Compiling C to Safe Rust, Formalized

Indeed, yes. Someone tried converting C OpenJPEG to low-level unsafe Rust using c2rust. OpenJPEG was known to segfault on a test case. I tried that test case on the Rust version. Segfaulted in the equivalent place in the Rust code.

At least it's compatible. But that approach is a dead end. To make any progress, translation must recognize the common idioms of the language and upgrade those to the ideomatic forms of the target language. Compiling into Rust generates awful Rust, full of calls to functions that do unsafe C-type pointer manipulation.

The big upgrading problems mostly involve pointers. The most promising result in this paper is that they figured out how to convert C pointer arithmetic into Rust slices. Slices can do most of the things C pointer arithmetic can do, and now someone automated the translation. Pointer arithmetic that can't be translated has to be looked at with deep suspicion.

A useful way to think about this is that raw pointers in C which point to arrays implicitly have a length associated with them. That length is not visible in C source code, but exists somewhere, as a function of the program state. It might be a constant.

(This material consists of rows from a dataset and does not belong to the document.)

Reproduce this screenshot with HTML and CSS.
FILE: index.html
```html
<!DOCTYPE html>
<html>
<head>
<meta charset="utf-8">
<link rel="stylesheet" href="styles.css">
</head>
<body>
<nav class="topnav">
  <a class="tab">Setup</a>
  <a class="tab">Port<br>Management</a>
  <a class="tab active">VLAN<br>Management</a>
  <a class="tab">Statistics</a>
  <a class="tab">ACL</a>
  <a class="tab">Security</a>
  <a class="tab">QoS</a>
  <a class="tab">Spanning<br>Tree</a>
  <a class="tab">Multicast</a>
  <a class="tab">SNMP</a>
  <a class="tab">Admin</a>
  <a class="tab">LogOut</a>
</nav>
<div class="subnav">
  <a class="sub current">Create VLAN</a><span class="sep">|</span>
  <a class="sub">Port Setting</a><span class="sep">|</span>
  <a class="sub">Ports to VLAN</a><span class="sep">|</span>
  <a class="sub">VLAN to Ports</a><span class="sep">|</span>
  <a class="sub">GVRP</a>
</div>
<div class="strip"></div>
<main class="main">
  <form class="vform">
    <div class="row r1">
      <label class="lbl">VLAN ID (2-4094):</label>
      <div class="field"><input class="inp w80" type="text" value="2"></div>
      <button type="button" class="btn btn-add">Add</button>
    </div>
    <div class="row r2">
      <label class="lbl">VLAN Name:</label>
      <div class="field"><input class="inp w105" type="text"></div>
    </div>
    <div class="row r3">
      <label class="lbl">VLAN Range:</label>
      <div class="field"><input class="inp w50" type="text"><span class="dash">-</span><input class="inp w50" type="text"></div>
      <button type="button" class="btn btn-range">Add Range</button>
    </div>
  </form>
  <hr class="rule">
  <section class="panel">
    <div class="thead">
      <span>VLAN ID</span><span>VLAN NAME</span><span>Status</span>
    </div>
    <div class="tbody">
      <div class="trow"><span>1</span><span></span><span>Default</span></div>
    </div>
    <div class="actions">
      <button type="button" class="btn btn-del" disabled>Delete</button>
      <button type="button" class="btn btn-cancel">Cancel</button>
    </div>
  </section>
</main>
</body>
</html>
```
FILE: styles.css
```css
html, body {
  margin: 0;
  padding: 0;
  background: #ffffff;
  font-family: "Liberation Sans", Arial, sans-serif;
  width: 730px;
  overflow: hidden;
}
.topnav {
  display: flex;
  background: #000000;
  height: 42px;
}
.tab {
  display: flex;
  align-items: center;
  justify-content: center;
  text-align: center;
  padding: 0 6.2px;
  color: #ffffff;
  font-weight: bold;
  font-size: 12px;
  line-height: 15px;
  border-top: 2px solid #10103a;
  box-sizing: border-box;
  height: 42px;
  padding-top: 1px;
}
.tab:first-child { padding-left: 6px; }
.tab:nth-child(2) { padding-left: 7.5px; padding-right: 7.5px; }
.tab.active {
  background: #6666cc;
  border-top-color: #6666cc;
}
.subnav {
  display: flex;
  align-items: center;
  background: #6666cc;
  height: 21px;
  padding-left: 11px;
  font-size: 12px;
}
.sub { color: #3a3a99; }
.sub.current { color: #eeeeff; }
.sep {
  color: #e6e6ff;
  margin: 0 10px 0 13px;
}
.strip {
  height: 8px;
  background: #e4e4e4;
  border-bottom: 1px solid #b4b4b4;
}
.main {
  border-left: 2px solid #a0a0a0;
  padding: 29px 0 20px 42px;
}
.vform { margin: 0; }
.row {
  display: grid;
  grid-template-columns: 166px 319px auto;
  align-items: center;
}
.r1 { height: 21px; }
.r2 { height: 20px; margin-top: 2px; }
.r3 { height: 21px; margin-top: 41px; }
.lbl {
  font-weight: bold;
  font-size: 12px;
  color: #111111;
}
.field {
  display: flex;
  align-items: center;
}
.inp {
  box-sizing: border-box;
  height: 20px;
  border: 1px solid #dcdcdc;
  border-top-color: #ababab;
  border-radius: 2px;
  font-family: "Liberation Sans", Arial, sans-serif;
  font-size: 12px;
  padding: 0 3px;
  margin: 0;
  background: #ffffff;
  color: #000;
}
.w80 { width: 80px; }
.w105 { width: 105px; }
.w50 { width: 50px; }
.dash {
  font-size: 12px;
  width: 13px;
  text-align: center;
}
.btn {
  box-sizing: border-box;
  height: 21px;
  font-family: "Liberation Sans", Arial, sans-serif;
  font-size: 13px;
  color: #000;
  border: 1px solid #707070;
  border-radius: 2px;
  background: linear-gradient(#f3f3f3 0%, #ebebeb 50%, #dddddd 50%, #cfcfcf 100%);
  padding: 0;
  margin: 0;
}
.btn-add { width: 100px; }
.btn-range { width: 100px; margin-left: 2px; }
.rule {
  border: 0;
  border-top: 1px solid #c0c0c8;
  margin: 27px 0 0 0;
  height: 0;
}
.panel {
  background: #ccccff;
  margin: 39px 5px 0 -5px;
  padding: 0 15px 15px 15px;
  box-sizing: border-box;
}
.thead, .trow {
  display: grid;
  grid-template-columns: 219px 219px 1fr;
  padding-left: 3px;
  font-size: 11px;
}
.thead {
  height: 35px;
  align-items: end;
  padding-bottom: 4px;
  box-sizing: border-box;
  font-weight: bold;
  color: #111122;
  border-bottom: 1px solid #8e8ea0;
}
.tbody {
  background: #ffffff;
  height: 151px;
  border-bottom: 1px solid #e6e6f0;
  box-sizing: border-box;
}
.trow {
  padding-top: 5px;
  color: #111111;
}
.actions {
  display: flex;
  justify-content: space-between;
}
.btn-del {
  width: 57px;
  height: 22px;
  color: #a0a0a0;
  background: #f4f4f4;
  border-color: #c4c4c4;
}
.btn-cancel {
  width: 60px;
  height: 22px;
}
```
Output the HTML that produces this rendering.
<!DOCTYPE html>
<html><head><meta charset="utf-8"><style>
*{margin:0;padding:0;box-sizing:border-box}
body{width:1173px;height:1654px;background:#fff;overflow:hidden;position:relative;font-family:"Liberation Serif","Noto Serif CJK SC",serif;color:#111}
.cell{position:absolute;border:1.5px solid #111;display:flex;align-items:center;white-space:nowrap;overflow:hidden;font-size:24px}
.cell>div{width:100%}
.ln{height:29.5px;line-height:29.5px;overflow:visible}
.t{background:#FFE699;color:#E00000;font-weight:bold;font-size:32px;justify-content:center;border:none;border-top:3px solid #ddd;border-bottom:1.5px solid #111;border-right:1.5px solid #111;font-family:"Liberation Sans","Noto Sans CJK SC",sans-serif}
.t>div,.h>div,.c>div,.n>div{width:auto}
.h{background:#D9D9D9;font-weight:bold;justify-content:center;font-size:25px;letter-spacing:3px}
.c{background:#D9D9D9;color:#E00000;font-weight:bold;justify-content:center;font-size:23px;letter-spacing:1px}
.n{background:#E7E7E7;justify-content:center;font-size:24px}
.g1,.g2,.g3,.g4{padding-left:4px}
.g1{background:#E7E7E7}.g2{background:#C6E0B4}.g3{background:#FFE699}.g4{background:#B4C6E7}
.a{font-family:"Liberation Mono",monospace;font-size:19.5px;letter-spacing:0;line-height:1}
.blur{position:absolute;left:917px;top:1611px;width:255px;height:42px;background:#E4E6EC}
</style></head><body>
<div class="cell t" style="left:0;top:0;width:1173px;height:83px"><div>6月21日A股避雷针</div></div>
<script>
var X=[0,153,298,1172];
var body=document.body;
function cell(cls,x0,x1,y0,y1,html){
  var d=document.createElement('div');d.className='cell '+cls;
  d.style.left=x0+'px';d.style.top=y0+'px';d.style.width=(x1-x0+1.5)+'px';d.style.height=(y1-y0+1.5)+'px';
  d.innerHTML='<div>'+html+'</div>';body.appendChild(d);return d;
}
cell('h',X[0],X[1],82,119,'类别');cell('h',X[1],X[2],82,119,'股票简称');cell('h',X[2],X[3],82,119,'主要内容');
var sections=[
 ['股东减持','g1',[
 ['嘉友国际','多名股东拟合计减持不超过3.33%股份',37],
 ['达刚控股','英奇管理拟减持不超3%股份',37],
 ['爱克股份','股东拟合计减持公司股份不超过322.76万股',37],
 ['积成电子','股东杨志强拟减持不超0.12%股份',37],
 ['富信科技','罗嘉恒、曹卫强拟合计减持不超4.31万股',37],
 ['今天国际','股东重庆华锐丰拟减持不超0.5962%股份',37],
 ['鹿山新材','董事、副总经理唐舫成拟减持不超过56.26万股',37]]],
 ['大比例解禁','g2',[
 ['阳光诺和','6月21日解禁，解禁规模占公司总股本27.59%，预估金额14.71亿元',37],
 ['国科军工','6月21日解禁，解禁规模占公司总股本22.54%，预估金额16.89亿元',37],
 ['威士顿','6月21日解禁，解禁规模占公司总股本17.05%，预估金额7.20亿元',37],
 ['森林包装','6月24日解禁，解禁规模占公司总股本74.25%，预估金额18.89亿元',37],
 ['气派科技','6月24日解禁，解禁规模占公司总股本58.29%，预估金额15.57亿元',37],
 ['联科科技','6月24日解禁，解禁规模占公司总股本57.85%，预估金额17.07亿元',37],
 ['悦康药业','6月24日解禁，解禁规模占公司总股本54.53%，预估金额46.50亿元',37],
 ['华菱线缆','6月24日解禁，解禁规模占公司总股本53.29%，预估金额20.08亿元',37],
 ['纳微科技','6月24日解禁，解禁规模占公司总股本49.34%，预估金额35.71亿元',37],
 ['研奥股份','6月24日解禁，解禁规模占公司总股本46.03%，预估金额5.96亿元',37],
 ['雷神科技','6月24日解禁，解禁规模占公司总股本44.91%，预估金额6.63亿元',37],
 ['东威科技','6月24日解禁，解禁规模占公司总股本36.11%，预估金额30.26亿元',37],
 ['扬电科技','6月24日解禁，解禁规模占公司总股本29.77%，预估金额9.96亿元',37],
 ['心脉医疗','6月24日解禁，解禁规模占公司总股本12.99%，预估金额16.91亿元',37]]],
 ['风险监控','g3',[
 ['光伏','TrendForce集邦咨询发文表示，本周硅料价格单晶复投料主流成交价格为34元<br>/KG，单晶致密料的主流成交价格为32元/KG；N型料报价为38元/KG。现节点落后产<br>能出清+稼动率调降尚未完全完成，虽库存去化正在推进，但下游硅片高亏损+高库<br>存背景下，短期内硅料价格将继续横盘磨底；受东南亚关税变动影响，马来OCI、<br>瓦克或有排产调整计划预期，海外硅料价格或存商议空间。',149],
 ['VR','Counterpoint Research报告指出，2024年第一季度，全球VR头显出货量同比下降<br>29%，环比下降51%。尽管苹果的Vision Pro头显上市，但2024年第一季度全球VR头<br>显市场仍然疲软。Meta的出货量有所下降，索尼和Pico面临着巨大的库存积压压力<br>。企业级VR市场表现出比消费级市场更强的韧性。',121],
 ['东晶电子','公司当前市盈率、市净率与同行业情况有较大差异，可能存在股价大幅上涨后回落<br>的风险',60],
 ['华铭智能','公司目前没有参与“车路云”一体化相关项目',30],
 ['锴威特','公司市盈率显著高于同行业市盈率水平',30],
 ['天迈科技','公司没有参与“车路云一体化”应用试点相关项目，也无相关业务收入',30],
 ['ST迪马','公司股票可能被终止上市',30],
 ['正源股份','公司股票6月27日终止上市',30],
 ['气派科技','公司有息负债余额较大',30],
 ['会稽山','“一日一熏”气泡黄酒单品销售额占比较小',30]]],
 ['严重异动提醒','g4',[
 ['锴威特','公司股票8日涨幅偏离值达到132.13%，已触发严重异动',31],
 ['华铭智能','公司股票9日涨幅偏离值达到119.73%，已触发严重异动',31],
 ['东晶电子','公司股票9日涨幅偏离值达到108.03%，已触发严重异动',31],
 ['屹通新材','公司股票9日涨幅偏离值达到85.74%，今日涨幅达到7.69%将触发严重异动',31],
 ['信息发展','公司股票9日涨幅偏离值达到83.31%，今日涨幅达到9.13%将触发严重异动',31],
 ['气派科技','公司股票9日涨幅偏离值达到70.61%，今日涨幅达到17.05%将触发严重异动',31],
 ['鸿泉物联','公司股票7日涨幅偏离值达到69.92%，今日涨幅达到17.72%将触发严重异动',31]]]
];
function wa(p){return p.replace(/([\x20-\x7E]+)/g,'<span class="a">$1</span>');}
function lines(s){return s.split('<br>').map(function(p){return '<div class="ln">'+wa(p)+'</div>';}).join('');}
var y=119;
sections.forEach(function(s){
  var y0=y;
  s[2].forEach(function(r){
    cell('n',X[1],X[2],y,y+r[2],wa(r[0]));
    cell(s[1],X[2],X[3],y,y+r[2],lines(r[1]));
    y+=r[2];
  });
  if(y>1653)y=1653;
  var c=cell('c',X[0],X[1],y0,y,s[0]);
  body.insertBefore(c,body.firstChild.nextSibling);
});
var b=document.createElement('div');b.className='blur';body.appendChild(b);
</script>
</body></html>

It might be the size requested back at a "malloc" call. It might be a parameter to a function. It's usually not too hard for maintenance programmers to find array lengths.

That could be an LLM kind of problem. Ask an LLM, "Examine this code. What is the length of array foo?" Then use that to guide translation to Rust by a non-LLM translator. If the LLM is wrong, the resulting Rust will get subscript errors or have an oversize array, but will not be unsafe. Array size info idioms are stylized enough in C that it should be possible to get it right most of the time. Especially since LLMs can read comments.